Hasbro has introduced Ms. Monopoly, a new edition of the classic board game that celebrates women trailblazers. The female counterpart to fictional real estate mogul Mr. Monopoly, Ms. Monopoly lets players invest in female entrepreneurs.
Instead of buying properties as in traditional Monopoly, players purchase inventions made by women — everything from Wi-Fi and chocolate chip cookies to bulletproof vets, solar heating and shapewear.
Designed for ages 8 and up, Ms. Monopoly can be played with two to six players, who can use the tokens of a notebook and pen, a glass, a watch, a barbell, and a white hat. This last token is meant to symbolize the passing of Mr. Monopoly’s empire to his niece, Ms. Monopoly.
The game is available at Walmart for $15.99 and features an image of Ms. Monopoly on the box. Its suggested retail price is $19.99.
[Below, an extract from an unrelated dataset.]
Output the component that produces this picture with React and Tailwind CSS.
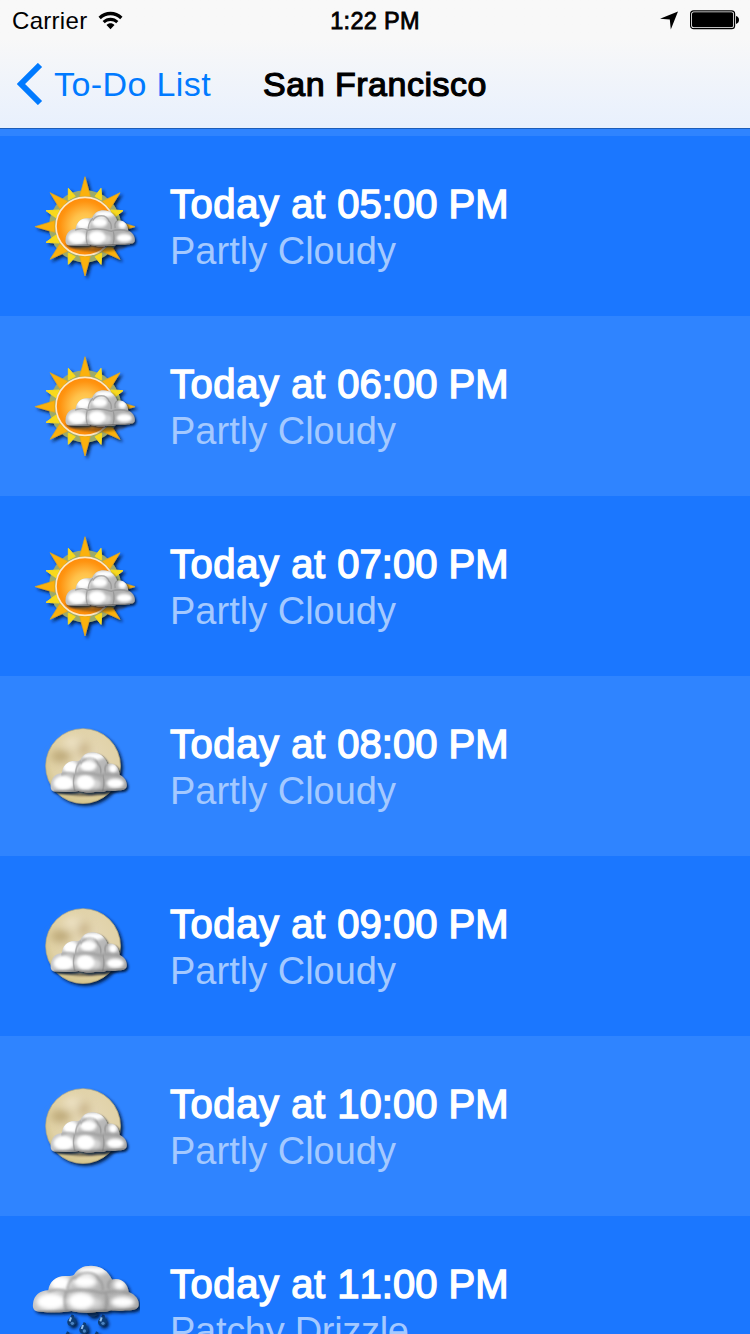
import React from "react";

const hours = [
  { time: "05:00", text: "Partly Cloudy", icon: "sun" },
  { time: "06:00", text: "Partly Cloudy", icon: "sun" },
  { time: "07:00", text: "Partly Cloudy", icon: "sun" },
  { time: "08:00", text: "Partly Cloudy", icon: "moon" },
  { time: "09:00", text: "Partly Cloudy", icon: "moon" },
  { time: "10:00", text: "Partly Cloudy", icon: "moon" },
  { time: "11:00", text: "Patchy Drizzle", icon: "drizzle" },
];

const cloudOutline =
  "M24 180C26 153 46 140 70 139C73 113 94 95 124 96C134 97 140 96 147 92C157 75 174 65 198 65C228 66 250 81 261 107C286 99 309 117 311 145C333 152 343 170 341 184C339 198 322 199 300 199C286 203 270 200 258 199C245 206 228 203 214 204C188 209 160 205 139 201C112 206 74 205 46 203C27 203 22 193 24 180Z";

// Gradients, clip paths and filters shared by every weather icon.
function IconDefs() {
  return (
    <svg className="absolute h-0 w-0" aria-hidden="true">
      <defs>
        <radialGradient id="sunFill" cx="0.5" cy="0.5" r="0.5">
          <stop offset="0" stopColor="#ffdc62" />
          <stop offset="0.45" stopColor="#ffc14a" />
          <stop offset="0.85" stopColor="#ff9411" />
          <stop offset="1" stopColor="#ff8c08" />
        </radialGradient>
        <linearGradient id="cloudBase" x1="0" y1="0" x2="1" y2="0.6">
          <stop offset="0" stopColor="#d6d6d6" />
          <stop offset="1" stopColor="#a6a6a6" />
        </linearGradient>
        <radialGradient id="moonFill" cx="0.55" cy="0.4" r="0.6">
          <stop offset="0" stopColor="#e5d8b8" />
          <stop offset="0.8" stopColor="#e0d1a5" />
          <stop offset="1" stopColor="#d4c48c" />
        </radialGradient>
        <clipPath id="cloudClip"><path d={cloudOutline} /></clipPath>
        <filter id="shadow" x="-20%" y="-20%" width="150%" height="150%">
          <feDropShadow dx="7" dy="7" stdDeviation="4" floodColor="#001437" floodOpacity="0.9" />
        </filter>
        <filter id="soft" x="-20%" y="-50%" width="140%" height="200%">
          <feGaussianBlur stdDeviation="3" />
        </filter>
        <filter id="puffBlur" x="-40%" y="-40%" width="180%" height="180%">
          <feGaussianBlur stdDeviation="6" />
        </filter>
        <filter id="smudge" x="-80%" y="-80%" width="260%" height="260%">
          <feGaussianBlur stdDeviation="13" />
        </filter>
      </defs>
    </svg>
  );
}

function Cloud() {
  return (
    <g filter="url(#shadow)">
      <path d={cloudOutline} fill="url(#cloudBase)" />
      <g clipPath="url(#cloudClip)">
        <g fill="#ffffff" filter="url(#puffBlur)">
          <ellipse cx="105" cy="117" rx="31" ry="22" />
          <ellipse cx="203" cy="80" rx="45" ry="12" />
          <ellipse cx="180" cy="113" rx="35" ry="18" />
          <ellipse cx="284" cy="122" rx="18" ry="16" />
          <ellipse cx="78" cy="173" rx="43" ry="25" />
          <ellipse cx="168" cy="171" rx="39" ry="26" />
          <ellipse cx="293" cy="174" rx="36" ry="17" />
          <ellipse cx="212" cy="177" rx="22" ry="16" opacity="0.45" />
        </g>
        <g fill="none" stroke="#8d8d8d" strokeWidth="6" strokeLinecap="round" opacity="0.65" filter="url(#soft)">
          <path d="M150 104C165 82 210 78 223 108Q235 116 233 137" />
          <path d="M70 142Q100 132 125 143Q174 132 233 147Q272 137 314 147" />
          <path d="M123 145Q113 172 126 204M243 150Q250 175 240 203" />
          <path d="M128 135Q130 111 148 98M251 133Q246 116 260 107" />
        </g>
        <path d="M36 205Q86 203 133 202Q187 207 239 201Q286 202 338 196" fill="none" stroke="#5d5d5d" strokeWidth="7" opacity="0.65" filter="url(#soft)" />
      </g>
    </g>
  );
}

function SunIcon() {
  return (
    <svg viewBox="0 0 375 375" className="h-[125px] w-[125px] shrink-0">
      <g filter="url(#shadow)">
        <circle cx="180" cy="184" r="108" fill="#9daa6b" />
        <path d="M130 70L151 94L130 105ZM228 70L230 105L210 94ZM294 137L267 158L257 135ZM294 232L257 234L267 210ZM228 298L210 275L230 264ZM130 298L130 264L151 275ZM63 232L93 210L103 234ZM63 137L103 135L93 158Z" fill="#f8d91b" stroke="#f8d91b" strokeWidth="3" />
        <path d="M180 35L196 94L164 94ZM285 83L255 132L232 109ZM330 185L271 202L271 167ZM285 283L232 259L255 236ZM180 333L164 274L196 274ZM75 283L105 236L128 259ZM30 185L89 167L89 202ZM75 83L128 109L105 132Z" fill="#fbb10a" stroke="#e5a818" strokeWidth="2" />
      </g>
      <circle cx="180" cy="184" r="87" fill="url(#sunFill)" stroke="#ffe7c4" strokeWidth="5" />
      <path d="M122 236Q210 261 309 238L295 252Q211 270 151 253Z" fill="#462b10" opacity="0.5" filter="url(#soft)" />
      <g transform="translate(106 86) scale(.655 .765)"><Cloud /></g>
    </svg>
  );
}

function MoonIcon() {
  return (
    <svg viewBox="0 0 375 375" className="h-[125px] w-[125px] shrink-0">
      <g filter="url(#shadow)">
        <circle cx="174" cy="183" r="112" fill="url(#moonFill)" stroke="#b9ae7e" strokeWidth="2" />
      </g>
      <g filter="url(#smudge)" opacity="0.6">
        <ellipse cx="107" cy="154" rx="30" ry="18" fill="#a38a54" />
        <ellipse cx="177" cy="133" rx="17" ry="22" fill="#b69c6c" />
        <ellipse cx="140" cy="112" rx="26" ry="14" fill="#f6edd8" />
      </g>
      <path d="M90 254Q177 277 282 252L263 265Q178 282 105 263Z" fill="#322b1d" opacity="0.6" filter="url(#soft)" />
      <g transform="translate(60 86) scale(.719 .855)"><Cloud /></g>
    </svg>
  );
}

function DrizzleIcon() {
  return (
    <svg viewBox="0 0 345 375" className="-mt-px h-[125px] w-[115px] shrink-0">
      <g filter="url(#shadow)">
        {[[139, 211], [231, 211], [175, 234], [125, 262], [212, 262]].map(([x, y]) => (
          <g key={`${x}-${y}`} transform={`translate(${x} ${y})`}>
            <path d="M1 0C-2 11-13 15-12 25C-11 39 12 40 14 24C15 17 10 16 8 3Z" fill="#103d75" />
            <path d="M-1 9L-5 21" stroke="#91bfee" strokeWidth="6" />
            <circle cx="3" cy="27" r="5" fill="#4b83c0" />
          </g>
        ))}
        <ellipse cx="203" cy="208" rx="16" ry="10" fill="#173f73" />
      </g>
      <Cloud />
    </svg>
  );
}

const icons = { sun: SunIcon, moon: MoonIcon, drizzle: DrizzleIcon };

function StatusBar() {
  return (
    <div className="grid h-10 grid-cols-3 items-center px-3 pt-[2px] text-black">
      <div className="flex items-center gap-[11px]">
        <span className="text-[24px] leading-[38px] tracking-[0.3px]">Carrier</span>
        <svg viewBox="0 0 25 19" className="-mt-0.5 h-[19px] w-[25px]">
          <path d="M0.5 5.8C7-.8 18-.8 24.5 5.8L22.2 8.2C17 3 8 3 2.8 8.2ZM4.6 10C9 5.5 16 5.5 20.4 10L18.2 12.3C15 9.2 10 9.2 6.8 12.3ZM8.5 14C10.6 11.7 14.4 11.7 16.5 14L12.5 18.3Z" />
        </svg>
      </div>
      <span className="text-center text-[23.5px] leading-[38px] tracking-[0.3px] whitespace-nowrap [-webkit-text-stroke:0.8px_black]">1:22 PM</span>
      <div className="-mt-0.5 flex items-center justify-end gap-3">
        <svg viewBox="0 0 18 19" className="h-[19px] w-[18px]"><path d="M18 .4L10.8 18.5L9.8 8.6L0 7.8Z" /></svg>
        <svg viewBox="0 0 49 20" className="-mr-px h-5 w-[49px]">
          <rect x=".6" y=".9" width="44" height="17.8" rx="3" fill="white" stroke="black" strokeWidth="1.2" />
          <rect x="2" y="2.3" width="41.2" height="15" rx="1.7" />
          <path d="M46 6Q49 7 49 9.8Q49 13 46 14Z" />
        </svg>
      </div>
    </div>
  );
}

function Header() {
  return (
    <header className="h-[129px] shrink-0 border-b border-[#1d5db9] bg-linear-to-b from-[#f8f8f8] from-30% to-[#e8f0fd]">
      <StatusBar />
      <div className="grid h-[88px] grid-cols-[1fr_auto_1fr] items-center">
        <div className="flex items-center gap-[11px] pl-[17px] text-[#007aff]">
          <svg viewBox="0 0 26 42" className="h-[42px] w-[26px]">
            <path d="M23 2L4 21L23 40" fill="none" stroke="currentColor" strokeWidth="6" />
          </svg>
          <span className="text-[34px] leading-[40px] tracking-[0.4px] whitespace-nowrap">To-Do List</span>
        </div>
        <h1 className="text-[34px] leading-[40px] tracking-[0.5px] whitespace-nowrap text-black [-webkit-text-stroke:1.2px_black]">San Francisco</h1>
        <div />
      </div>
    </header>
  );
}

function HourRow({ hour }) {
  const Icon = icons[hour.icon];
  return (
    <li className="flex h-[180px] shrink-0 items-start pl-[25px] odd:bg-[#1b77ff] even:bg-[#2f84ff]">
      <div className="flex w-[145px] shrink-0 pt-[29px]"><Icon /></div>
      <div className="flex flex-col pt-[45px] whitespace-nowrap">
        <p className="text-[40px] leading-[46px] tracking-[0.55px] text-white [-webkit-text-stroke:1.4px_white]">
          Today at <span className="tracking-normal [font-kerning:none]">{hour.time} PM</span>
        </p>
        <p className={`text-[38px] leading-[48px] text-[#a4c9ff] ${hour.icon === "drizzle" ? "tracking-[-0.3px]" : ""}`}>{hour.text}</p>
      </div>
    </li>
  );
}

export default function App() {
  return (
    <main className="flex h-[1334px] w-[750px] flex-col overflow-hidden bg-[#2f84ff] font-['Liberation_Sans',Arial,sans-serif]">
      <IconDefs />
      <Header />
      <ul className="mt-[7px] flex flex-col">
        {hours.map((hour) => <HourRow key={hour.time} hour={hour} />)}
      </ul>
    </main>
  );
}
The game also features a twist, which is designed to be the opposite of reality. This particular twist has gotten the game some critics, though.
“Ms. Monopoly is the first-ever game where women make more than men – a fun new take on the game that creates a world where women have an advantage often enjoyed by men,” the press release says. “But don’t worry, if men play their cards right, they can make more money too.”
This version of the game gives female players more money at the outset and each time they pass “Go.”
In celebration of the new release, Hasbro surprised three teenage female inventors and entrepreneurs with a $20,580 total investment in their projects. That figure is the same amount of Monopoly money in the game.
“Through the introduction of Ms. Monopoly and the money these young women have received to invest in their future projects, we want to recognize and celebrate the many contributions women have made to our society and continue to make on a daily basis,” Jen Boswinkel, senior director of global brand strategy and marketing at Hasbro, said in the press release.
The young entrepreneurs that Hasbro has invested in include Sophia Wang, a 16-year-old from Connecticut who invented a device for detecting sinkholes before they occur; Gitanjali Rao, a 13-year-old from Denver who invented a device for individuals to detect lead in drinking water; and Ava Canney, a 16-year-old from Ireland who invented a device that measures the amount of dye and candy in soda to help people make informed decisions about what they consume.
Will you be getting a copy of Ms. Monopoly for your family?